Restate all the material verbatim, except for the pictures.

■ Data shown:
====================
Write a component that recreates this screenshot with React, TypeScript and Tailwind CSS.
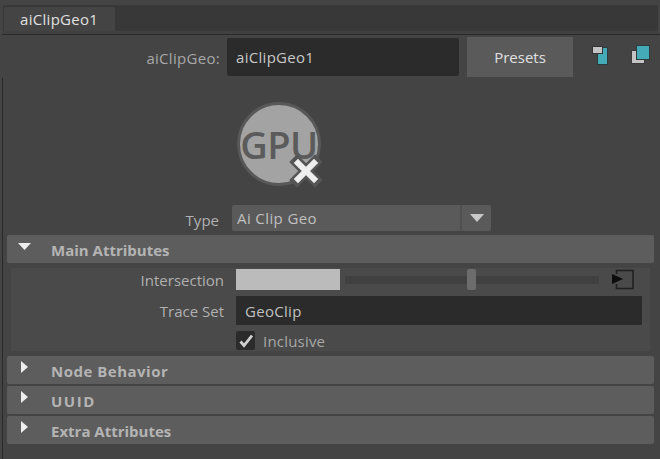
import React from 'react';

const font = "font-['Open_Sans','Liberation_Sans',sans-serif]";

const SectionHeader = ({ label, open, className = '' }: { label: string; open?: boolean; className?: string }) => (
	<div className="h-[28px] rounded-[2px] bg-[#5d5d5d] flex items-center">
		<div className="w-[44px] h-full relative shrink-0">
			{open ? (
				<svg className="absolute left-[11px] top-[8px]" width="14" height="7" viewBox="0 0 14 7">
					<path d="M0 0 H13 L6.5 7 Z" fill="#eeeeee" />
				</svg>
			) : (
				<svg className="absolute left-[13px] top-[4px]" width="8" height="14" viewBox="0 0 8 14">
					<path d="M1 1 L8 7 L1 13 Z" fill="#eeeeee" />
				</svg>
			)}
		</div>
		<span className={`text-[15px] font-bold text-[#b4b4b4] pt-[2px] ${className}`}>{label}</span>
	</div>
);

const App: React.FC = () => {
	return (
		<div className={`w-[660px] h-[459px] overflow-hidden bg-[#444444] text-[15px] ${font}`}>
			{/* tab strip */}
			<div className="pt-[5px] pr-[2px]">
				<div className="ml-[3px] h-[26px] bg-[#383838] flex items-end pl-[1px]">
					<div className="w-[111px] h-[24px] rounded-t-[2px] bg-[#444444] flex items-center pl-[16px] pt-[1px] text-[#e0e0e0] tracking-[0.3px]">
						aiClipGeo1
					</div>
				</div>
				<div className="ml-[3px] h-[3px] bg-[#404040]" />
			</div>
			<div className="ml-[2px] h-px bg-[#2a2a2a]" />

			{/* name row */}
			<div className="h-[43px] flex items-start pt-px">
				<div className="w-[220px] text-right pt-[11px] text-[#a8a8a8] tracking-[0.3px]">aiClipGeo:</div>
				<div className="ml-[7px] mt-[2px] w-[232px] h-[38px] rounded-[2px] bg-[#2b2b2b] flex items-center pl-[9px] text-[#c8c8c8] tracking-[0.3px]">
					aiClipGeo1
				</div>
				<div className="ml-[8px] mt-px w-[106px] h-[40px] bg-[#5a5a5a] flex items-center justify-center text-[#e0e0e0]">
					Presets
				</div>
				<svg className="ml-[19px] mt-[10px]" width="16" height="19" viewBox="0 0 16 19">
					<rect x="5.5" y="1.5" width="10" height="17" fill="#45aab8" stroke="#2e3a3d" />
					<rect x="0.5" y="0.5" width="10" height="7" fill="#c4c4c4" stroke="#333333" />
				</svg>
				<svg className="ml-[23px] mt-[9px]" width="19" height="19" viewBox="0 0 19 19">
					<rect x="0.5" y="5.5" width="13" height="13" fill="#c4c4c4" stroke="#3a3a3a" />
					<rect x="5.5" y="0.5" width="13" height="14" fill="#45aab8" stroke="#2e3a3d" />
				</svg>
			</div>

			{/* attribute body */}
			<div className="ml-[2px] h-[381px] border-l border-[#2a2a2a] pl-[4px] pr-[6px]">
				<div className="h-[127px] flex items-start pl-[230px] pt-[24px]">
					<div className="relative w-[84px] h-[86px]">
						<div className="absolute left-0 top-0 w-[84px] h-[84px] rounded-full bg-[#a3a3a3] border-[3px] border-[#585858] flex items-center justify-center text-[38px] leading-none text-[#5b5b5b] font-semibold tracking-[-0.5px]">
							GPU
						</div>
						<svg className="absolute left-[52px] top-[52px]" width="34" height="34" viewBox="0 0 34 34">
							<path d="M8 8 L26 26 M26 8 L8 26" stroke="#555555" strokeWidth="11" strokeLinecap="square" />
							<path d="M9 9 L25 25 M25 9 L9 25" stroke="#eeeeee" strokeWidth="6" strokeLinecap="square" />
						</svg>
					</div>
				</div>

				<div className="h-[30px] flex items-start">
					<div className="w-[212px] text-right pt-[4px] text-[#b0b0b0]">Type</div>
					<div className="ml-[13px] w-[259px] h-[26px] rounded-[2px] bg-[#5a5a5a] flex items-center">
						<span className="flex-1 pl-[5px] text-[#c0c0c0] tracking-[0.4px]">Ai Clip Geo</span>
						<div className="w-[2px] h-full bg-[#505050]" />
						<div className="w-[29px] flex justify-center">
							<svg width="14" height="8" viewBox="0 0 14 8">
								<path d="M0 0 H14 L7 8 Z" fill="#c8c8c8" />
							</svg>
						</div>
					</div>
				</div>

				<SectionHeader label="Main Attributes" open />

				{/* Main Attributes content */}
				<div className="mt-[5px] mx-[4px] h-[83px] bg-[#4a4a4a] pt-px">
					<div className="h-[21px] flex">
						<div className="w-[213px] text-right text-[#b0b0b0] leading-[23px]">Intersection</div>
						<div className="ml-[12px] w-[104px] h-full bg-[#bbbbbb]" />
						<div className="ml-[5px] w-[254px] h-full relative flex items-center">
							<div className="w-full h-[8px] rounded-[2px] bg-[#404040]" />
							<div className="absolute left-[122px] top-0 w-[9px] h-[21px] rounded-[2px] bg-[#6c6c6c]" />
						</div>
						<svg className="ml-[13px]" width="22" height="21" viewBox="0 0 22 21">
							<path d="M4.5 5 V1.5 H21 V19.5 H4.5 V15" fill="none" stroke="#1f1f1f" strokeWidth="1.5" />
							<path d="M0 5 L11 10 L0 15 Z" fill="#0c0c0c" />
						</svg>
					</div>
					<div className="mt-[6px] h-[29px] flex">
						<div className="w-[213px] text-right text-[#b0b0b0] leading-[31px]">Trace Set</div>
						<div className="ml-[12px] w-[406px] h-full rounded-[1px] bg-[#2b2b2b] flex items-center pl-[9px] pt-[1px] text-[#c0c0c0] tracking-[0.3px]">
							GeoClip
						</div>
					</div>
					<div className="mt-[6px] h-[19px] flex items-center pl-[225px]">
						<div className="w-[19px] h-[19px] rounded-[2px] bg-[#2b2b2b] flex items-center justify-center">
							<svg width="15" height="14" viewBox="0 0 15 14">
								<path d="M2.5 7.5 L6 11.5 L14 1.5" fill="none" stroke="#d0d0d0" strokeWidth="2.8" />
							</svg>
						</div>
						<span className="ml-[8px] pt-[1px] text-[#a8a8a8] tracking-[0.2px]">Inclusive</span>
					</div>
				</div>

				<div className="mt-[5px] flex flex-col gap-[2px]">
					<SectionHeader label="Node Behavior" className="tracking-[0.5px]" />
					<SectionHeader label="UUID" className="tracking-[1.5px]" />
					<SectionHeader label="Extra Attributes" />
				</div>
			</div>
		</div>
	);
};

export default App;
====================
■ Result of this exercise:
Write a component that recreates this screenshot with React, TypeScript and Tailwind CSS.
import React from 'react';

const font = "font-['Open_Sans','Liberation_Sans',sans-serif]";

const SectionHeader = ({ label, open, className = '' }: { label: string; open?: boolean; className?: string }) => (
	<div className="h-[28px] rounded-[2px] bg-[#5d5d5d] flex items-center">
		<div className="w-[44px] h-full relative shrink-0">
			{open ? (
				<svg className="absolute left-[11px] top-[8px]" width="14" height="7" viewBox="0 0 14 7">
					<path d="M0 0 H13 L6.5 7 Z" fill="#eeeeee" />
				</svg>
			) : (
				<svg className="absolute left-[13px] top-[4px]" width="8" height="14" viewBox="0 0 8 14">
					<path d="M1 1 L8 7 L1 13 Z" fill="#eeeeee" />
				</svg>
			)}
		</div>
		<span className={`text-[15px] font-bold text-[#b4b4b4] pt-[2px] ${className}`}>{label}</span>
	</div>
);

const App: React.FC = () => {
	return (
		<div className={`w-[660px] h-[459px] overflow-hidden bg-[#444444] text-[15px] ${font}`}>
			{/* tab strip */}
			<div className="pt-[5px] pr-[2px]">
				<div className="ml-[3px] h-[26px] bg-[#383838] flex items-end pl-[1px]">
					<div className="w-[111px] h-[24px] rounded-t-[2px] bg-[#444444] flex items-center pl-[16px] pt-[1px] text-[#e0e0e0] tracking-[0.3px]">
						aiClipGeo1
					</div>
				</div>
				<div className="ml-[3px] h-[3px] bg-[#404040]" />
			</div>
			<div className="ml-[2px] h-px bg-[#2a2a2a]" />

			{/* name row */}
			<div className="h-[43px] flex items-start pt-px">
				<div className="w-[220px] text-right pt-[11px] text-[#a8a8a8] tracking-[0.3px]">aiClipGeo:</div>
				<div className="ml-[7px] mt-[2px] w-[232px] h-[38px] rounded-[2px] bg-[#2b2b2b] flex items-center pl-[9px] text-[#c8c8c8] tracking-[0.3px]">
					aiClipGeo1
				</div>
				<div className="ml-[8px] mt-px w-[106px] h-[40px] bg-[#5a5a5a] flex items-center justify-center text-[#e0e0e0]">
					Presets
				</div>
				<svg className="ml-[19px] mt-[10px]" width="16" height="19" viewBox="0 0 16 19">
					<rect x="5.5" y="1.5" width="10" height="17" fill="#45aab8" stroke="#2e3a3d" />
					<rect x="0.5" y="0.5" width="10" height="7" fill="#c4c4c4" stroke="#333333" />
				</svg>
				<svg className="ml-[23px] mt-[9px]" width="19" height="19" viewBox="0 0 19 19">
					<rect x="0.5" y="5.5" width="13" height="13" fill="#c4c4c4" stroke="#3a3a3a" />
					<rect x="5.5" y="0.5" width="13" height="14" fill="#45aab8" stroke="#2e3a3d" />
				</svg>
			</div>

			{/* attribute body */}
			<div className="ml-[2px] h-[381px] border-l border-[#2a2a2a] pl-[4px] pr-[6px]">
				<div className="h-[127px] flex items-start pl-[230px] pt-[24px]">
					<div className="relative w-[84px] h-[86px]">
						<div className="absolute left-0 top-0 w-[84px] h-[84px] rounded-full bg-[#a3a3a3] border-[3px] border-[#585858] flex items-center justify-center text-[38px] leading-none text-[#5b5b5b] font-semibold tracking-[-0.5px]">
							GPU
						</div>
						<svg className="absolute left-[52px] top-[52px]" width="34" height="34" viewBox="0 0 34 34">
							<path d="M8 8 L26 26 M26 8 L8 26" stroke="#555555" strokeWidth="11" strokeLinecap="square" />
							<path d="M9 9 L25 25 M25 9 L9 25" stroke="#eeeeee" strokeWidth="6" strokeLinecap="square" />
						</svg>
					</div>
				</div>

				<div className="h-[30px] flex items-start">
					<div className="w-[212px] text-right pt-[4px] text-[#b0b0b0]">Type</div>
					<div className="ml-[13px] w-[259px] h-[26px] rounded-[2px] bg-[#5a5a5a] flex items-center">
						<span className="flex-1 pl-[5px] text-[#c0c0c0] tracking-[0.4px]">Ai Clip Geo</span>
						<div className="w-[2px] h-full bg-[#505050]" />
						<div className="w-[29px] flex justify-center">
							<svg width="14" height="8" viewBox="0 0 14 8">
								<path d="M0 0 H14 L7 8 Z" fill="#c8c8c8" />
							</svg>
						</div>
					</div>
				</div>

				<SectionHeader label="Main Attributes" open />

				{/* Main Attributes content */}
				<div className="mt-[5px] mx-[4px] h-[83px] bg-[#4a4a4a] pt-px">
					<div className="h-[21px] flex">
						<div className="w-[213px] text-right text-[#b0b0b0] leading-[23px]">Intersection</div>
						<div className="ml-[12px] w-[104px] h-full bg-[#bbbbbb]" />
						<div className="ml-[5px] w-[254px] h-full relative flex items-center">
							<div className="w-full h-[8px] rounded-[2px] bg-[#404040]" />
							<div className="absolute left-[122px] top-0 w-[9px] h-[21px] rounded-[2px] bg-[#6c6c6c]" />
						</div>
						<svg className="ml-[13px]" width="22" height="21" viewBox="0 0 22 21">
							<path d="M4.5 5 V1.5 H21 V19.5 H4.5 V15" fill="none" stroke="#1f1f1f" strokeWidth="1.5" />
							<path d="M0 5 L11 10 L0 15 Z" fill="#0c0c0c" />
						</svg>
					</div>
					<div className="mt-[6px] h-[29px] flex">
						<div className="w-[213px] text-right text-[#b0b0b0] leading-[31px]">Trace Set</div>
						<div className="ml-[12px] w-[406px] h-full rounded-[1px] bg-[#2b2b2b] flex items-center pl-[9px] pt-[1px] text-[#c0c0c0] tracking-[0.3px]">
							GeoClip
						</div>
					</div>
					<div className="mt-[6px] h-[19px] flex items-center pl-[225px]">
						<div className="w-[19px] h-[19px] rounded-[2px] bg-[#2b2b2b] flex items-center justify-center">
							<svg width="15" height="14" viewBox="0 0 15 14">
								<path d="M2.5 7.5 L6 11.5 L14 1.5" fill="none" stroke="#d0d0d0" strokeWidth="2.8" />
							</svg>
						</div>
						<span className="ml-[8px] pt-[1px] text-[#a8a8a8] tracking-[0.2px]">Inclusive</span>
					</div>
				</div>

				<div className="mt-[5px] flex flex-col gap-[2px]">
					<SectionHeader label="Node Behavior" className="tracking-[0.5px]" />
					<SectionHeader label="UUID" className="tracking-[1.5px]" />
					<SectionHeader label="Extra Attributes" />
				</div>
			</div>
		</div>
	);
};

export default App;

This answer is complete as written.